Data:
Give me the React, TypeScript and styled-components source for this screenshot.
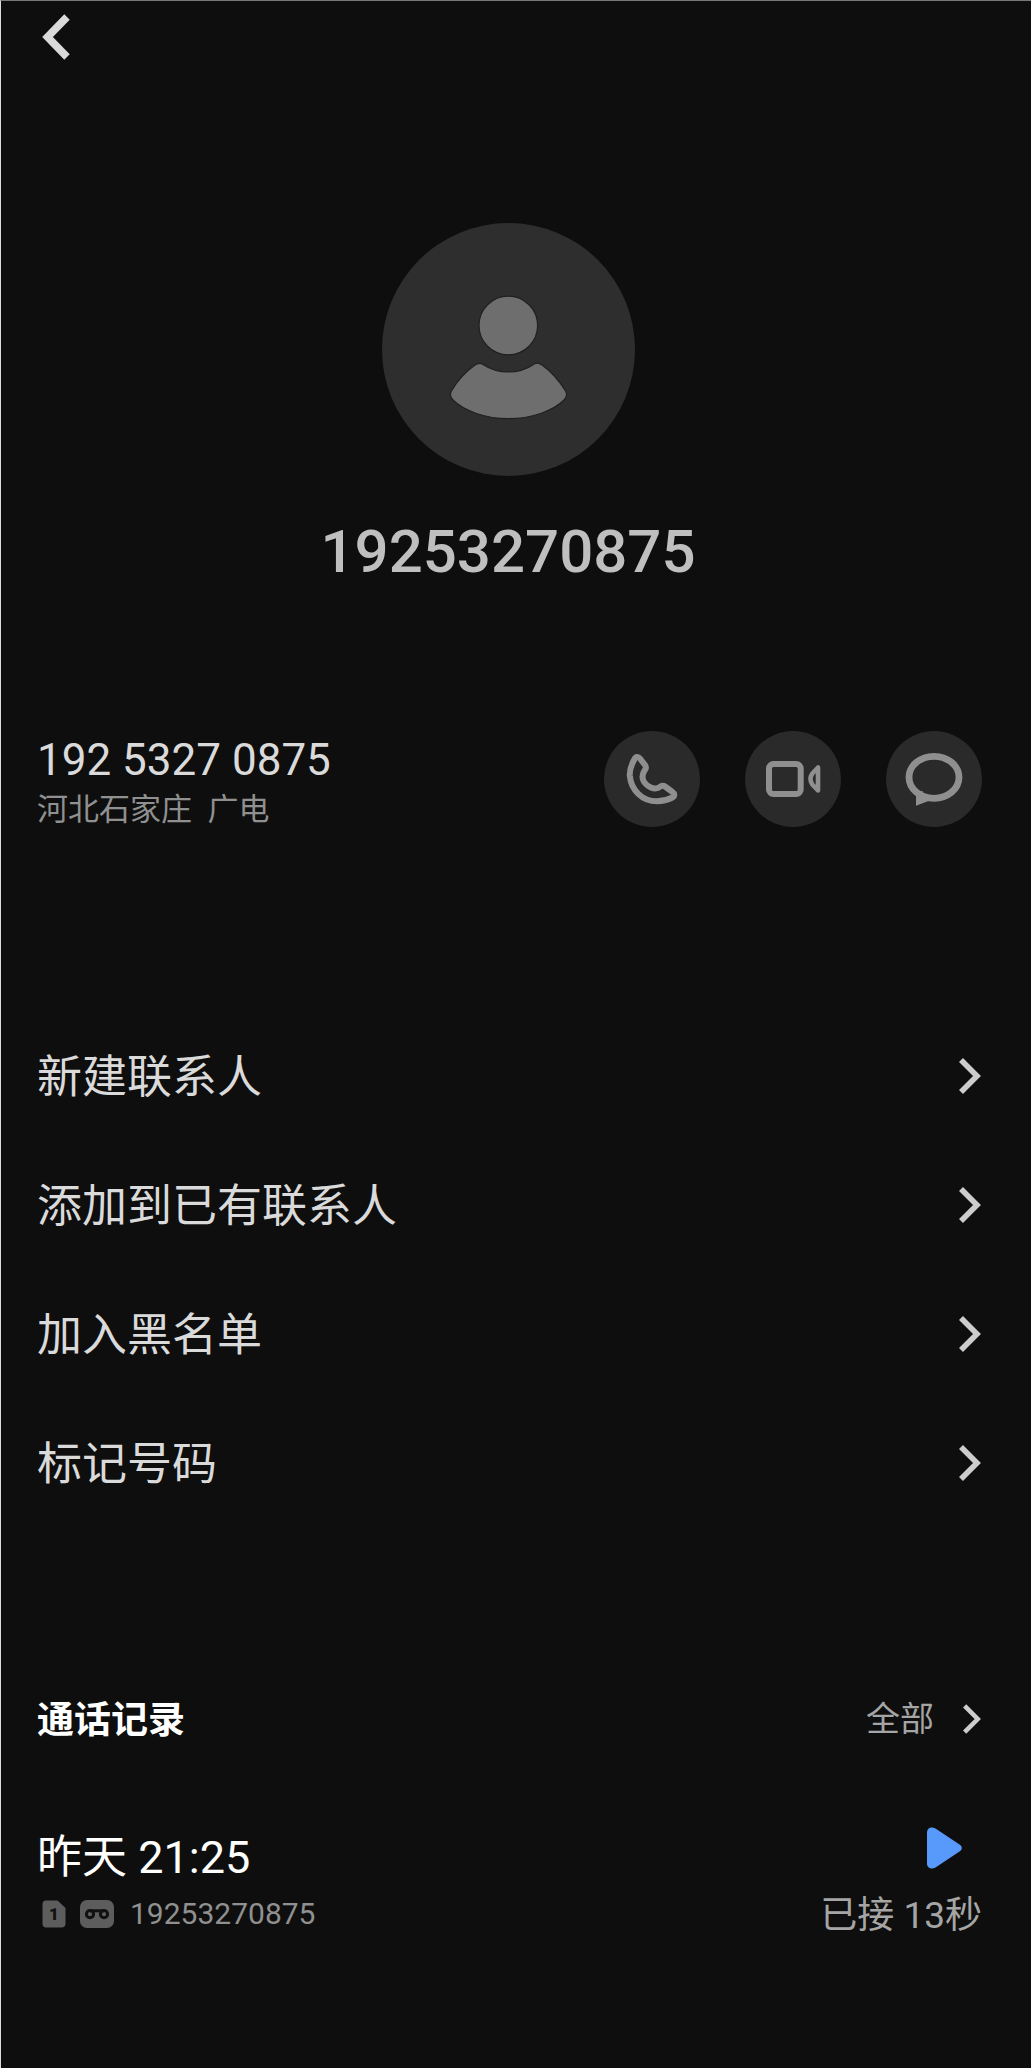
import React from 'react';
import styled, { createGlobalStyle } from 'styled-components';

const colors = {
  page: '#0e0e0e',
  disc: '#2a2a2a',
  text: '#dadada',
  bright: '#ffffff',
  muted: '#909090',
  soft: '#a5a5a5',
  icon: '#8f8f8f',
  badge: '#5d5d5d',
  accent: '#579afb',
};

const GlobalStyle = createGlobalStyle`
  *, *::before, *::after { box-sizing: border-box; }
  body {
    margin: 0;
    background: ${colors.page};
    color: ${colors.text};
    font-family: Roboto, "Noto Sans CJK SC", sans-serif;
  }
  h1, h2, p, ul { margin: 0; padding: 0; }
  svg { display: block; flex: none; }
`;

const Screen = styled.main`
  min-height: 100vh;
  padding: 0 49px 80px 36px;
  border-top: 1px solid #777777;
  border-left: 1px solid #dcdcdc;
  background: ${colors.page};
`;

const PlainButton = styled.button`
  display: flex;
  align-items: center;
  padding: 0;
  border: 0;
  background: none;
  color: inherit;
  font: inherit;
  cursor: pointer;
`;

const TopBar = styled.header`
  display: flex;
  align-items: center;
  height: 72px;
  padding-left: 5px;
`;

const Profile = styled.section`
  display: flex;
  flex-direction: column;
  align-items: center;
  gap: 40px;
  margin-top: 150px;
  padding-right: 3px;
`;

const Avatar = styled.div`
  width: 253px;
  height: 253px;
  border-radius: 50%;
  background: #2e2e2e;
`;

const ProfileName = styled.h1`
  color: #bfbfbf;
  font-size: 60px;
  font-weight: 500;
  line-height: 72px;
`;

const ContactRow = styled.section`
  display: flex;
  align-items: center;
  justify-content: space-between;
  height: 96px;
  margin-top: 143px;
`;

const ContactText = styled.div`
  padding-top: 10px;
`;

const PhoneNumber = styled.p`
  font-size: 44px;
  line-height: 52px;
`;

const Region = styled.p`
  color: ${colors.muted};
  font-size: 31px;
  line-height: 48px;
  white-space: pre;
`;

const Actions = styled.div`
  display: flex;
  gap: 45px;
`;

const RoundButton = styled(PlainButton)`
  width: 96px;
  height: 96px;
  border-radius: 50%;
  background: ${colors.disc};
`;

const Menu = styled.ul`
  margin-top: 184px;
  list-style: none;
`;

const MenuButton = styled(PlainButton)`
  justify-content: space-between;
  width: 100%;
  height: 129px;
  padding-right: 1px;
  font-size: 45px;
  line-height: 64px;
  text-align: left;
`;

const MenuLabel = styled.span`
  padding-top: 4px;
`;

const LogHeader = styled.header`
  display: flex;
  align-items: center;
  justify-content: space-between;
  height: 64px;
  margin-top: 160px;
`;

const LogTitle = styled.h2`
  padding-top: 4px;
  color: ${colors.bright};
  font-size: 37px;
  font-weight: 700;
  line-height: 56px;
`;

const AllButton = styled(PlainButton)`
  gap: 29px;
  padding-right: 1px;
  color: ${colors.soft};
  font-size: 34px;
  line-height: 48px;
`;

const LogEntry = styled.article`
  display: flex;
  flex-direction: column;
  margin-top: 76px;
`;

const EntryLine = styled.div`
  display: flex;
  align-items: center;
  justify-content: space-between;
  height: 58px;
`;

const EntryTime = styled.p`
  padding-top: 4px;
  color: ${colors.bright};
  font-size: 45px;
  line-height: 58px;
`;

const PlayButton = styled(PlainButton)`
  padding: 0 20px 16px 0;
`;

const EntrySource = styled.div`
  display: flex;
  align-items: center;
  padding-left: 5px;
`;

const SourceNumber = styled.span`
  padding-left: 16px;
  color: ${colors.muted};
  font-size: 30px;
  line-height: 48px;
`;

const Badges = styled.div`
  display: flex;
  align-items: center;
  gap: 14px;
`;

const EntryStatus = styled.p`
  padding-top: 4px;
  color: ${colors.soft};
  font-size: 37px;
  line-height: 48px;
`;

const Chevron = ({ height = 36 }: { height?: number }) => (
  <svg width={Math.round((height * 22) / 36)} height={height} viewBox="0 0 22 36" fill="none" aria-hidden="true">
    <path d="M2 2L18 18L2 34" stroke="#cdcdcd" strokeWidth="5.6" />
  </svg>
);

const BackIcon = () => (
  <svg width="28" height="46" viewBox="0 0 28 46" fill="none" aria-hidden="true">
    <path d="M25 3L5.5 23L25 43" stroke="#dadada" strokeWidth="7.6" />
  </svg>
);

const PersonIcon = () => (
  <svg width="253" height="253" viewBox="0 0 253 253" fill="#6e6e6e" stroke="#202020" strokeWidth="1.2" aria-hidden="true">
    <circle cx="126.3" cy="102.5" r="29.3" />
    <path d="M101 141.5C116 151.500 137 151.500 151.500 141.500C154 139.600 157 139.800 160 142C169 148.500 178 159 183.500 168C185.500 171.500 184.500 174.500 182 177C171 188 149 195.700 126.500 195.700C104 195.700 82 188 71 177C68.500 174.500 67.500 171.500 69.500 168C74.500 159 84 148.500 93 142C96 139.800 98.500 139.800 101 141.500Z" />
  </svg>
);

const PhoneIcon = () => (
  <svg width="96" height="96" viewBox="0 0 96 96" fill="none" stroke={colors.icon} strokeWidth="6" strokeLinejoin="round" aria-hidden="true">
    <path d="M36 27.500C34 25 31.500 25.500 30.300 28.500C27 34.500 25.500 39.500 25.800 44.500C27 59 38 70.200 53 70.300C59 70.300 64 68.800 68.500 66.500C71 65 70.800 62.500 68.500 61L61 55.500C59.500 54.400 58 54.500 56.500 55.500C54 57.500 50.500 58 47 56.500C39.500 53 36.500 47 40 40.500L41.500 38C42.300 36.500 42 35.500 41 34Z" />
  </svg>
);

const VideoIcon = () => (
  <svg width="96" height="96" viewBox="0 0 96 96" fill="none" stroke={colors.icon} strokeLinejoin="round" aria-hidden="true">
    <rect x="24" y="33" width="31.700" height="30" rx="4.500" strokeWidth="6" />
    <path d="M73 36.500V59.500L67.300 53.500Q63.700 48 67.300 42.500Z" strokeWidth="4.600" />
  </svg>
);

const MessageIcon = () => (
  <svg width="96" height="96" viewBox="0 0 96 96" aria-hidden="true">
    <ellipse cx="48" cy="46.300" rx="25" ry="21" fill="none" stroke={colors.icon} strokeWidth="6.800" />
    <path d="M30 61L36.700 60V64.500L43 64.500L42.500 70L30 74.700Z" fill={colors.icon} />
  </svg>
);

const SimIcon = () => (
  <svg width="24" height="28" viewBox="0 0 24 28" role="img" aria-label="SIM 1">
    <path d="M4 .500H15.500L23.500 8V23.500Q23.500 27.500 19.500 27.500H4Q.500 27.500 .500 23.500V4.500Q.500 .500 4 .500Z" fill={colors.badge} />
    <text x="12" y="20" textAnchor="middle" fontFamily="Roboto, sans-serif" fontSize="17" fontWeight="900" fill="#111111">1</text>
  </svg>
);

const TapeIcon = () => (
  <svg width="34" height="28" viewBox="0 0 34 28" fill="none" aria-hidden="true">
    <rect width="34" height="28" rx="7" fill={colors.badge} />
    <g stroke="#111111" strokeWidth="3">
      <circle cx="10" cy="14.200" r="3.600" />
      <circle cx="24" cy="14.200" r="3.600" />
      <path d="M10 10.800H24" />
    </g>
  </svg>
);

const PlayIcon = () => (
  <svg width="35" height="42" viewBox="0 0 35 42" fill={colors.accent} aria-hidden="true">
    <path d="M0 5.500C0 1 4.500 -1 8.500 1.500L32.500 17.500C35.600 19.600 35.600 22.400 32.500 24.500L8.500 40.500C4.500 43 0 41 0 36.500Z" />
  </svg>
);

const contactActions = [
  { label: '拨打电话', Icon: PhoneIcon },
  { label: '视频通话', Icon: VideoIcon },
  { label: '发送信息', Icon: MessageIcon },
];

const menuItems = ['新建联系人', '添加到已有联系人', '加入黑名单', '标记号码'];

export default function App() {
  return (
    <>
      <GlobalStyle />
      <Screen>
        <TopBar>
          <PlainButton type="button" aria-label="返回">
            <BackIcon />
          </PlainButton>
        </TopBar>

        <Profile>
          <Avatar>
            <PersonIcon />
          </Avatar>
          <ProfileName>19253270875</ProfileName>
        </Profile>

        <ContactRow>
          <ContactText>
            <PhoneNumber>192 5327 0875</PhoneNumber>
            <Region>{'河北石家庄  广电'}</Region>
          </ContactText>
          <Actions>
            {contactActions.map(({ label, Icon }) => (
              <RoundButton key={label} type="button" aria-label={label}>
                <Icon />
              </RoundButton>
            ))}
          </Actions>
        </ContactRow>

        <Menu>
          {menuItems.map((item) => (
            <li key={item}>
              <MenuButton type="button">
                <MenuLabel>{item}</MenuLabel>
                <Chevron />
              </MenuButton>
            </li>
          ))}
        </Menu>

        <section>
          <LogHeader>
            <LogTitle>通话记录</LogTitle>
            <AllButton type="button">
              全部
              <Chevron height={30} />
            </AllButton>
          </LogHeader>
          <LogEntry>
            <EntryLine>
              <EntryTime>昨天 21:25</EntryTime>
              <PlayButton type="button" aria-label="播放录音">
                <PlayIcon />
              </PlayButton>
            </EntryLine>
            <EntryLine>
              <EntrySource>
                <Badges>
                  <SimIcon />
                  <TapeIcon />
                </Badges>
                <SourceNumber>19253270875</SourceNumber>
              </EntrySource>
              <EntryStatus>已接 13秒</EntryStatus>
            </EntryLine>
          </LogEntry>
        </section>
      </Screen>
    </>
  );
}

Stated exercise: Every line containing the string "components" must be listed.

Result for this task:
Give me the React, TypeScript and styled-components source for this screenshot.
import styled, { createGlobalStyle } from 'styled-components';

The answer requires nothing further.